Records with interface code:
━━━━━━━━━━━━━━━━━━━━━━━━━━━━━━

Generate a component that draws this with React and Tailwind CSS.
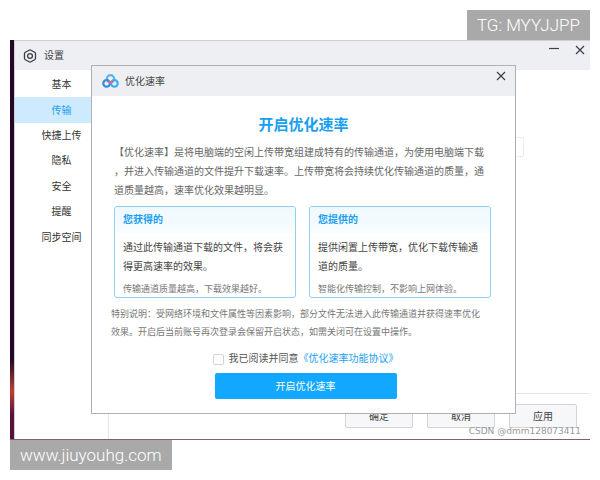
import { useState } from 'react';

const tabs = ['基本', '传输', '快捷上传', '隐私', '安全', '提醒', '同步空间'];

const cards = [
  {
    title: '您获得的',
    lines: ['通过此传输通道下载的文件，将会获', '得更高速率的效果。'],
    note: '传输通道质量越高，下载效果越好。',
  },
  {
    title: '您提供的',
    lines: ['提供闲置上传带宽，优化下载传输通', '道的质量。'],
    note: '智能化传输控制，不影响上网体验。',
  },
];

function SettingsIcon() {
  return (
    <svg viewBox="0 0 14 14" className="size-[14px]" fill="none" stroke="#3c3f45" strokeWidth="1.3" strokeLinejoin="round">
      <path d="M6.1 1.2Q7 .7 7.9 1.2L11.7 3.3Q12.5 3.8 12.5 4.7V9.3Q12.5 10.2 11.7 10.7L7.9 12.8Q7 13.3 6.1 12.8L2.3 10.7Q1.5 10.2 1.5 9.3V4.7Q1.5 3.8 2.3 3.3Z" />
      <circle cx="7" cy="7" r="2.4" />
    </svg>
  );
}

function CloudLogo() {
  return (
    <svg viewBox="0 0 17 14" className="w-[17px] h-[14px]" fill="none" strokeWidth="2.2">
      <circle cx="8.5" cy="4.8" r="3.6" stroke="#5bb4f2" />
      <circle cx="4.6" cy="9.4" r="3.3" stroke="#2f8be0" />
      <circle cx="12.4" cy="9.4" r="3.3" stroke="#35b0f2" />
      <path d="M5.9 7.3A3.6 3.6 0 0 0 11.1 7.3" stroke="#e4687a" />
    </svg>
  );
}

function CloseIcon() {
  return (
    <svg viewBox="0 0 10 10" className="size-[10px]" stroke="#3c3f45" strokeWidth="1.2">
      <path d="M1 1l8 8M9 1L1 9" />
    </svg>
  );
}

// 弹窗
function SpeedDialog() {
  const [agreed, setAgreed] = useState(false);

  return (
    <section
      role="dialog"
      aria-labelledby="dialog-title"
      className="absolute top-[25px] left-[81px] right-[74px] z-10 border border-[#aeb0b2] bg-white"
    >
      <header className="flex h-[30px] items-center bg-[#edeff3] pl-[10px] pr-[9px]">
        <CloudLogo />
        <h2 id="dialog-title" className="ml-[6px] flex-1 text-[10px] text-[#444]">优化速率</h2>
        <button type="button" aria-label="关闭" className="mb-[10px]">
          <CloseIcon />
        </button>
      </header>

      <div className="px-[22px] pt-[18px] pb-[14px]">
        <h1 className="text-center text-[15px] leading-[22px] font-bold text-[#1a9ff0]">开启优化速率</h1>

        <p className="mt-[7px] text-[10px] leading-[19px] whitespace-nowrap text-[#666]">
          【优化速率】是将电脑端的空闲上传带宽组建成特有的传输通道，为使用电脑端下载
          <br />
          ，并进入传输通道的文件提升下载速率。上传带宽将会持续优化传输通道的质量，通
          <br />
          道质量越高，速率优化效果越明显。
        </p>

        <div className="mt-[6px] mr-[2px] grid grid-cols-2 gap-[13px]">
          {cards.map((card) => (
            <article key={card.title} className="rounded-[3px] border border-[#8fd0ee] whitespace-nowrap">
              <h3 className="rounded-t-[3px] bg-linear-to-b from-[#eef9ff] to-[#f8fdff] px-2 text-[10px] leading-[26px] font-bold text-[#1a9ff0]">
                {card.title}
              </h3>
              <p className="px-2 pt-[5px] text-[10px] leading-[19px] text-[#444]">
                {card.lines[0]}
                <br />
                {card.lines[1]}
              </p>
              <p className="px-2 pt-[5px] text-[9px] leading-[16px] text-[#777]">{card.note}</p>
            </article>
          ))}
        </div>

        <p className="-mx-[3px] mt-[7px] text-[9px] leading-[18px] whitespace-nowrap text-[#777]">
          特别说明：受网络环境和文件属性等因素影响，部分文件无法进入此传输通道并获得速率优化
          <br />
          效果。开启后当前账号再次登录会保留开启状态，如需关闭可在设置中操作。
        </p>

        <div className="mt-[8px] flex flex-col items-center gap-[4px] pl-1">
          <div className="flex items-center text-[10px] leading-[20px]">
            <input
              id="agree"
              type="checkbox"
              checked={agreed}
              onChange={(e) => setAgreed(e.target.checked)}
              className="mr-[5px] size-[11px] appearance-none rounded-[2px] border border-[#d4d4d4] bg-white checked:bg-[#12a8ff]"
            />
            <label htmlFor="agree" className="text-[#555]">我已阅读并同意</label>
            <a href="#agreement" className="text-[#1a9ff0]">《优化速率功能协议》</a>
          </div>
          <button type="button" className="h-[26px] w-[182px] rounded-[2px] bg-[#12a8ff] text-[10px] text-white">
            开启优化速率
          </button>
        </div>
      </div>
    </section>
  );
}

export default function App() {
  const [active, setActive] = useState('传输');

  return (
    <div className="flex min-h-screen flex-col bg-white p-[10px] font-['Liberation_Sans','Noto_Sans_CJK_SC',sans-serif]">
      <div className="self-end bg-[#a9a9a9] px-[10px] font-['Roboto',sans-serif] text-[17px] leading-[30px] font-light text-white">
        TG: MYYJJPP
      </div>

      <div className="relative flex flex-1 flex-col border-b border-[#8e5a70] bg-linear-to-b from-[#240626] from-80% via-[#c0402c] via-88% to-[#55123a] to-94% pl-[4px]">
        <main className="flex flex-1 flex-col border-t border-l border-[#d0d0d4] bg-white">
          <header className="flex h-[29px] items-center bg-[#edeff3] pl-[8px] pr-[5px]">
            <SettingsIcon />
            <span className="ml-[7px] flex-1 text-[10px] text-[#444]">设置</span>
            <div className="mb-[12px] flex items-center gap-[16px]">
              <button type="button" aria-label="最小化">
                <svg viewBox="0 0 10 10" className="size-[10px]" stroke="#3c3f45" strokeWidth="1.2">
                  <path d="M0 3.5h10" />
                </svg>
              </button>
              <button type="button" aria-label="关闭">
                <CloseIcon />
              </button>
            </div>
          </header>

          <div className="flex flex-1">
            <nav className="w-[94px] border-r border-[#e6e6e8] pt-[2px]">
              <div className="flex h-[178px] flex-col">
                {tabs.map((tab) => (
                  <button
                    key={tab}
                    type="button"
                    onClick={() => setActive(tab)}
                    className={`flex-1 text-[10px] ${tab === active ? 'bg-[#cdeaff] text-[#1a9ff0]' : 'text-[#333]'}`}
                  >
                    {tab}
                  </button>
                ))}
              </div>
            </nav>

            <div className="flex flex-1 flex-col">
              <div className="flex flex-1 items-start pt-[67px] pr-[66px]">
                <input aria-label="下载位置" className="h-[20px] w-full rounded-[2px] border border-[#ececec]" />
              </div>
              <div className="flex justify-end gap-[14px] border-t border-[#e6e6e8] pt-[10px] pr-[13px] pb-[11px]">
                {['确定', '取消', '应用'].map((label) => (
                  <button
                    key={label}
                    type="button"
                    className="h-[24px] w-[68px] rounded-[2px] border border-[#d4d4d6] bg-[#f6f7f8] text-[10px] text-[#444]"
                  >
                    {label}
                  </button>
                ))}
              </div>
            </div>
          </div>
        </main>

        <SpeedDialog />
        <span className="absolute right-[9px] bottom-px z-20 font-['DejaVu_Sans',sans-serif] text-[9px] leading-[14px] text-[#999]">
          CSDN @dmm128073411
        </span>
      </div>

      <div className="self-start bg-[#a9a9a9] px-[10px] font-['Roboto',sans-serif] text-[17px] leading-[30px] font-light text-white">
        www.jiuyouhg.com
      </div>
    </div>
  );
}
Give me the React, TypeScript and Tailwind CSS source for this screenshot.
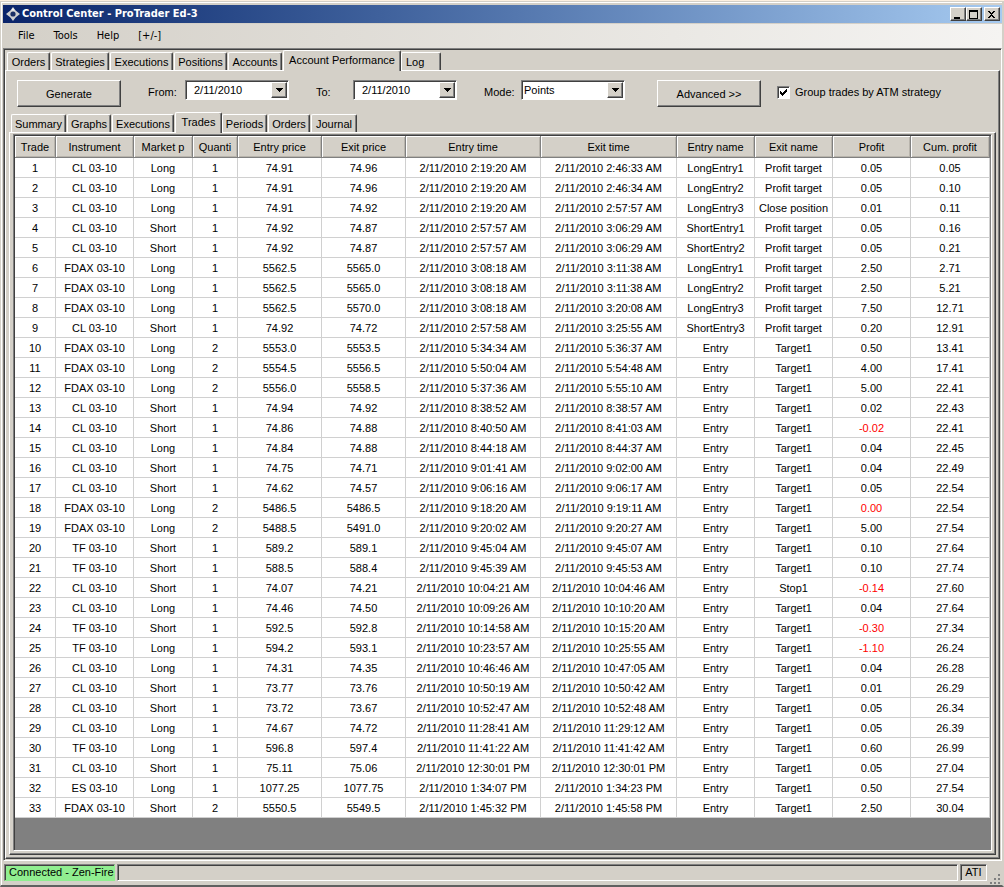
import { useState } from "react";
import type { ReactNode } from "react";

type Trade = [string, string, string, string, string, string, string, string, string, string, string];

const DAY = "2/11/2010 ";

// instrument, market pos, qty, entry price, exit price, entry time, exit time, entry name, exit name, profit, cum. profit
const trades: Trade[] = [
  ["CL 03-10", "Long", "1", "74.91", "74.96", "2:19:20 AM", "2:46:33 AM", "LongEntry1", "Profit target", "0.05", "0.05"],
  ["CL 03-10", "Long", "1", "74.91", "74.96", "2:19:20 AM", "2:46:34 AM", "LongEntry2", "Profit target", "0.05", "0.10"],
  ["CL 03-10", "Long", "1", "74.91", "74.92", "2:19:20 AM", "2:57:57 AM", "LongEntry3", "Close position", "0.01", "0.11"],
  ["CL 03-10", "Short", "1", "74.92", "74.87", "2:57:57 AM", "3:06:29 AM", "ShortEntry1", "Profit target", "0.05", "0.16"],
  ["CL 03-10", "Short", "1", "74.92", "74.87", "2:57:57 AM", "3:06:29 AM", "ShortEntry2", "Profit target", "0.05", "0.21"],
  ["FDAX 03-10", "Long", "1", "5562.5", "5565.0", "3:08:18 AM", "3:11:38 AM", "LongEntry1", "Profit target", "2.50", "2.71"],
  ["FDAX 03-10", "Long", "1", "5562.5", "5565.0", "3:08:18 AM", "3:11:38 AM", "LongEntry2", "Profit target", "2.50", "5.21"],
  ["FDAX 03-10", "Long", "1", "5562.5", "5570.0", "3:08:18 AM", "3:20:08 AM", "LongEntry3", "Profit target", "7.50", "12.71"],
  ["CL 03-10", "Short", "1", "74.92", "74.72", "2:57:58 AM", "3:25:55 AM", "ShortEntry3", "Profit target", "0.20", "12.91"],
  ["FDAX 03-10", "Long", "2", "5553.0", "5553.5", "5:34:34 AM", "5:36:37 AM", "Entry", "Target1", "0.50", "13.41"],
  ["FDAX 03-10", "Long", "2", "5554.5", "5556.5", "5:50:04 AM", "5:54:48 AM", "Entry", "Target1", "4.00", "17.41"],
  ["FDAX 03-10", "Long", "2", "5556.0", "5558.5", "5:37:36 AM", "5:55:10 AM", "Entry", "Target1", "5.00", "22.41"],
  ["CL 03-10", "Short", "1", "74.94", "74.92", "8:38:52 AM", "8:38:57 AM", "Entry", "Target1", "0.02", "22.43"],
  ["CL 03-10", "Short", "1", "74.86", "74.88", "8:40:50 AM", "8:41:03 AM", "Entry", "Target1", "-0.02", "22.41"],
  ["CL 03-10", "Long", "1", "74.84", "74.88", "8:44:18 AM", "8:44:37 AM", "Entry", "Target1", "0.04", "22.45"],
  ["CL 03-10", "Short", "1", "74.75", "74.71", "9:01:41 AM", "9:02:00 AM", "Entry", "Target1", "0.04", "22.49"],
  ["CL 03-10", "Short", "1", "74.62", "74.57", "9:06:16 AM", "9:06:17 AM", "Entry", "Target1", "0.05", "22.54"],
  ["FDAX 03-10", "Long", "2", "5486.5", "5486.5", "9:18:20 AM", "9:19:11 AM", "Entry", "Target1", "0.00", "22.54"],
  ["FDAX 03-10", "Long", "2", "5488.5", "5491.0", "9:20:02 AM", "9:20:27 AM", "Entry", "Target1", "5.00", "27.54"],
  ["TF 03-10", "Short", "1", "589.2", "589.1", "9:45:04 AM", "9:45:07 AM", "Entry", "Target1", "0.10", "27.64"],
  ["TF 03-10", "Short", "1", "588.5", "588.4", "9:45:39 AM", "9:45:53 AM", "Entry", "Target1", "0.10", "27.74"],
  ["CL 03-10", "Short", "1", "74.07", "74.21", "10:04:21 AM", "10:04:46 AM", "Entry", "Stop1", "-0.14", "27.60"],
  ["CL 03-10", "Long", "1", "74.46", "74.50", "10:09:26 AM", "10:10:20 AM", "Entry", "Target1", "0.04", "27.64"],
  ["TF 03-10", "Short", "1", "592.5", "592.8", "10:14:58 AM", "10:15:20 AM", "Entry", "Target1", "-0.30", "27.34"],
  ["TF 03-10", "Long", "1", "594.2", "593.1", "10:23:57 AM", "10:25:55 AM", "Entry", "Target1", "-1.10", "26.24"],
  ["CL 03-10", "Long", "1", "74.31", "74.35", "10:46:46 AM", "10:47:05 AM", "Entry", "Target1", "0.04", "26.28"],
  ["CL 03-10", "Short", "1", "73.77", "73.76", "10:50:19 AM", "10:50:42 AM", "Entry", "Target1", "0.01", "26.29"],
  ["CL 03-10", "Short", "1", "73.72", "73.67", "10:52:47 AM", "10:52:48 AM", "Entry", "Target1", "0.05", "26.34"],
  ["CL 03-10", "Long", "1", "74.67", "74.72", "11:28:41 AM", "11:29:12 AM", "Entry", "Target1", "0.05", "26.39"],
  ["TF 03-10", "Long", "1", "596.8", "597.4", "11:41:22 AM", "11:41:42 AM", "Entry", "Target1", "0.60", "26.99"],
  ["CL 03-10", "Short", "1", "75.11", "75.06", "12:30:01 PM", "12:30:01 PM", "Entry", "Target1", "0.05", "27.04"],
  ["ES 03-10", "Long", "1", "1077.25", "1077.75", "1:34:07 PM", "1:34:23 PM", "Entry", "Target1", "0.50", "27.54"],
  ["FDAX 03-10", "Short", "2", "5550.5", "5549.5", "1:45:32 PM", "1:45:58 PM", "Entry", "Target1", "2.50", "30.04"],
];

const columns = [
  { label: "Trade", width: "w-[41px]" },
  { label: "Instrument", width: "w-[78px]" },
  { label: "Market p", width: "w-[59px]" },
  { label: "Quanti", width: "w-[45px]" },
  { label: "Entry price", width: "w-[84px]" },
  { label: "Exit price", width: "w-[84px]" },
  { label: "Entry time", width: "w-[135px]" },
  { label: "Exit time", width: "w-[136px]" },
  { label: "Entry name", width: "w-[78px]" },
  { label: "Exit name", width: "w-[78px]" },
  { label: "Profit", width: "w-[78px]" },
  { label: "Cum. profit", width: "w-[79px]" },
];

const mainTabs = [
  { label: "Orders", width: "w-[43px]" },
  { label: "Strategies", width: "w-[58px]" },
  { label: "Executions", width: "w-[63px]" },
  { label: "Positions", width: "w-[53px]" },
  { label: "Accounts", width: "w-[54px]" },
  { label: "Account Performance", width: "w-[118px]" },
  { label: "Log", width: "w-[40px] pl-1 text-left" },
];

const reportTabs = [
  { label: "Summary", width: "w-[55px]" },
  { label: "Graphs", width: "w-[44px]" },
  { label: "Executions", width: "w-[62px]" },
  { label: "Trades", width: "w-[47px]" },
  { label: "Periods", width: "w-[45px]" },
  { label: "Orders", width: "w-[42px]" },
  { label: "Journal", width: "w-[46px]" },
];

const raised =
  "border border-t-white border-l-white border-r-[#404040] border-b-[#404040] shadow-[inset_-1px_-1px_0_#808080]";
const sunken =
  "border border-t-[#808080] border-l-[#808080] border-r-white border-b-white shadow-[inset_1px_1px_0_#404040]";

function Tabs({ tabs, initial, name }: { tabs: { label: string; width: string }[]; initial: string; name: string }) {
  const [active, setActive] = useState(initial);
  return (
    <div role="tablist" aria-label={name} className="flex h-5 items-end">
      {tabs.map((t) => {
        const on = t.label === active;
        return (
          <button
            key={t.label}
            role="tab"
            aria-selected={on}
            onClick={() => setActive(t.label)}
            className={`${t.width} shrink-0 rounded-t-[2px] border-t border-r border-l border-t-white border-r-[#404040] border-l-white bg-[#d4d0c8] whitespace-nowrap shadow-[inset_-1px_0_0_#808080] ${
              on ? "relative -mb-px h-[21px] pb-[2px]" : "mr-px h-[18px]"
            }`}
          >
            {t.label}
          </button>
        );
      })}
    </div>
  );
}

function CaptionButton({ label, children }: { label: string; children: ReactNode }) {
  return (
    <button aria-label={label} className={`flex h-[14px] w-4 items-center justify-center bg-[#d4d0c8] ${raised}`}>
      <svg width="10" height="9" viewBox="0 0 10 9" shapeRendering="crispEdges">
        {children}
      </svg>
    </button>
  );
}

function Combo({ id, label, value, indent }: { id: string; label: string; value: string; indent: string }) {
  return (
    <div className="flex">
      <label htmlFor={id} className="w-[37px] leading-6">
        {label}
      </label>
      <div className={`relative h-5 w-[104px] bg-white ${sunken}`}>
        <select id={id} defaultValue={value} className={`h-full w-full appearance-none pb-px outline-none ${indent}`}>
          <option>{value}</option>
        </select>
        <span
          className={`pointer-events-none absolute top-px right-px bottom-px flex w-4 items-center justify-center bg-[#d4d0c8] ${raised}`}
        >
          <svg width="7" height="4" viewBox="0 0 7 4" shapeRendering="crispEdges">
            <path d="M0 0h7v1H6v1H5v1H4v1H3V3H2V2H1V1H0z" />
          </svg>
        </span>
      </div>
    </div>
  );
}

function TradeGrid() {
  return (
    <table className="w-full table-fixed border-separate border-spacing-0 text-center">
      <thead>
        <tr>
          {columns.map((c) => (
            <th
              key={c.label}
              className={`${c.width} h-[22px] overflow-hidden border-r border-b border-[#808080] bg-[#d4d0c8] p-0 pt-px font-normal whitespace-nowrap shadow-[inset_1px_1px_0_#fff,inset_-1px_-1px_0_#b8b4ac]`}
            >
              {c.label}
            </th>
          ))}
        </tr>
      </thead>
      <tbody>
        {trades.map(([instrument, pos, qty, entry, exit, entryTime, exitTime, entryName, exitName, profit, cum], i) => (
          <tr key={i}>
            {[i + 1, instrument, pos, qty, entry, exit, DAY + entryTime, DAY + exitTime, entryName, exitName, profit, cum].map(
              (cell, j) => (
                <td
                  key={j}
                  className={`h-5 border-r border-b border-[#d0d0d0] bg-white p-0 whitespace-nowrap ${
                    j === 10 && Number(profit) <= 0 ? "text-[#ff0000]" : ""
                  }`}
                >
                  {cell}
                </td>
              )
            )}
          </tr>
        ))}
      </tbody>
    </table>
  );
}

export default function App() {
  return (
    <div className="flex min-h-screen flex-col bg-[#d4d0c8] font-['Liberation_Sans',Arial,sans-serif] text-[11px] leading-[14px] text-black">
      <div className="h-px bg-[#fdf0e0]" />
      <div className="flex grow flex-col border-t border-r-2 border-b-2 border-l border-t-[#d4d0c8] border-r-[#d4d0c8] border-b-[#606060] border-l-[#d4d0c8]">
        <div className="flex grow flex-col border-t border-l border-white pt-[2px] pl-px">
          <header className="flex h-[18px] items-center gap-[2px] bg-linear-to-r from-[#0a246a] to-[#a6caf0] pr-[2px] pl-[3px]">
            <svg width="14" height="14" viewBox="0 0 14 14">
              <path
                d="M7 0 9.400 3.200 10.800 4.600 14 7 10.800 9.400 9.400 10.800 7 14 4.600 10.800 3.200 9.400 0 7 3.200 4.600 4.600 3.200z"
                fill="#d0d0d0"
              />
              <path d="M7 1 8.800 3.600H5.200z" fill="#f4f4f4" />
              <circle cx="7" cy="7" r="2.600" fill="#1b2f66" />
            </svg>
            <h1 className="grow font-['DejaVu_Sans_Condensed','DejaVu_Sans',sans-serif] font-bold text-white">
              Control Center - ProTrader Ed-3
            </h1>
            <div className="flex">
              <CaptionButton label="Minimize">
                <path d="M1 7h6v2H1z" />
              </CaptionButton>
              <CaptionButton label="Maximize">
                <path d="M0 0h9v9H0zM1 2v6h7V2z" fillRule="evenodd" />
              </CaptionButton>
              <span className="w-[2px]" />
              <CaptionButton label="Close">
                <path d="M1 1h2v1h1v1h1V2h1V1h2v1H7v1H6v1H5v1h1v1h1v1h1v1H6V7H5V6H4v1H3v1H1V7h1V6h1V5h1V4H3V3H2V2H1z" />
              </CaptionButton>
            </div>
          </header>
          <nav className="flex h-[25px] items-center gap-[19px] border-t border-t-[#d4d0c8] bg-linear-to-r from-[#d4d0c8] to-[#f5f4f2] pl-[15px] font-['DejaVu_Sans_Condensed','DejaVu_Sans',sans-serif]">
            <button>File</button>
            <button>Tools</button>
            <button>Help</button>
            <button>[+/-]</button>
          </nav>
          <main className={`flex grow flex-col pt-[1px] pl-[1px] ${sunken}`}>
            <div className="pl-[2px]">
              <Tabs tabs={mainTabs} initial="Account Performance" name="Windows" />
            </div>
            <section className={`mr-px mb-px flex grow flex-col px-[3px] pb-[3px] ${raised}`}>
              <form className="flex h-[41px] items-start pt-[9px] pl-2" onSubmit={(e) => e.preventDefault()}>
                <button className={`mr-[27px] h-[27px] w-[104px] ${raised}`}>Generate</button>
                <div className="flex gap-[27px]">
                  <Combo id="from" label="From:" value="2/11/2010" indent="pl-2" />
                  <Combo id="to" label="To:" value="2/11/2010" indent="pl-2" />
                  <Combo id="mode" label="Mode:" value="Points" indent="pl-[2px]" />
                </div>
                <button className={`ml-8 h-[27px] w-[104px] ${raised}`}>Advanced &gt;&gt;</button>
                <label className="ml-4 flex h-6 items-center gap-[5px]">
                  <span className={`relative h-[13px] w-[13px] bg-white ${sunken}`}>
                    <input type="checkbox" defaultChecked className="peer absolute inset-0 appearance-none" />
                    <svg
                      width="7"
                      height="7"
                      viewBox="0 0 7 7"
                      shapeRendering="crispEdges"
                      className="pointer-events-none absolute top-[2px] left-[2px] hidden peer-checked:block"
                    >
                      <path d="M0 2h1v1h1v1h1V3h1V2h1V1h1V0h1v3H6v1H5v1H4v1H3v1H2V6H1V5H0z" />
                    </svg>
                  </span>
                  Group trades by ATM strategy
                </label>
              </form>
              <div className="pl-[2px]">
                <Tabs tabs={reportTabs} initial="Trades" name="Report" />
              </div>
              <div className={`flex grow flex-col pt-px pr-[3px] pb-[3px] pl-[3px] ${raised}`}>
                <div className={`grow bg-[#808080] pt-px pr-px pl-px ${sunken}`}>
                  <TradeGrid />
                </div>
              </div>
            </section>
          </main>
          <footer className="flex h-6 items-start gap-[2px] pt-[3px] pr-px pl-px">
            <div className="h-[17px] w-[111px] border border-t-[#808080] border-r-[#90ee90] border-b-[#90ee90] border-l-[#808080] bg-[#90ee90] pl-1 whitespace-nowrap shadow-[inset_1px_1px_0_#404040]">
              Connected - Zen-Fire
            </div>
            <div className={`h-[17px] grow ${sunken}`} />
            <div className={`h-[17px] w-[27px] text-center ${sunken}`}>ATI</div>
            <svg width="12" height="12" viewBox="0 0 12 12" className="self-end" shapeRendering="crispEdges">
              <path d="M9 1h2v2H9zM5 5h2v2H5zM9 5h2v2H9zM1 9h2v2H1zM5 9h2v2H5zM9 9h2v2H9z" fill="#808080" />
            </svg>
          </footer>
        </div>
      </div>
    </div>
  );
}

━━━━━━━━━━━━━━━━━━━━━━━━━━━━━━

THE EXERCISE – Find every line that holds "Generate" and copy it.

TASK RESPONSE –
Generate a component that draws this with React and Tailwind CSS.
                <button className={`mr-[27px] h-[27px] w-[104px] ${raised}`}>Generate</button>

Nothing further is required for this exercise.